The findings, published in the journal Lancet, showed that it induced an immune response in healthy adults.
The investigational vaccine, developed by scientists at the National Institute of Allergy and Infectious Diseases (NIAID), part of the US National Institutes of Health, includes a small, circular piece of DNA called a plasmid.
Scientists inserted genes into the plasmid that encode two proteins found on the surface of the Zika virus.
The researchers found that when the vaccine was injected into muscle, the body produced proteins that assemble into particles that mimic the Zika virus and trigger the body to mount an immune response.
For clinical testing, the researchers developed two different plasmids – VRC5288 and VRC5283. They were tested in two separate trials.

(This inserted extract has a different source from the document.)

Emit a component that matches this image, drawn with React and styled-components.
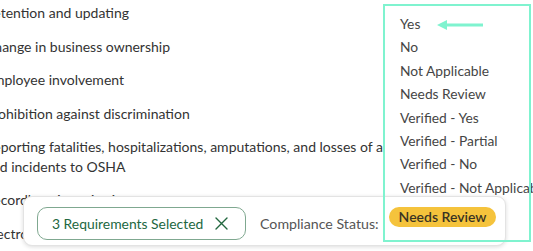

The scientists analysed blood samples obtained from participants four weeks after their final vaccinations.
They found that 60 to 89 per cent of participants generated a neutralising antibody response to VRC5288, whereas 77 to 100 per cent of participants generated a neutralising antibody response to VRC5283.
“Following early reports that Zika infection during pregnancy can lead to birth defects, NIAID scientists rapidly created one of the first investigational Zika vaccines using a DNA-based platform and began initial studies in healthy adults less than one year later,” said NIAID Director Anthony Fauci.
“NIAID has begun Phase 2 testing of this candidate to determine if it can prevent Zika virus infection, and the promising Phase 1 data published today support its continued development,” Fauci said on Monday.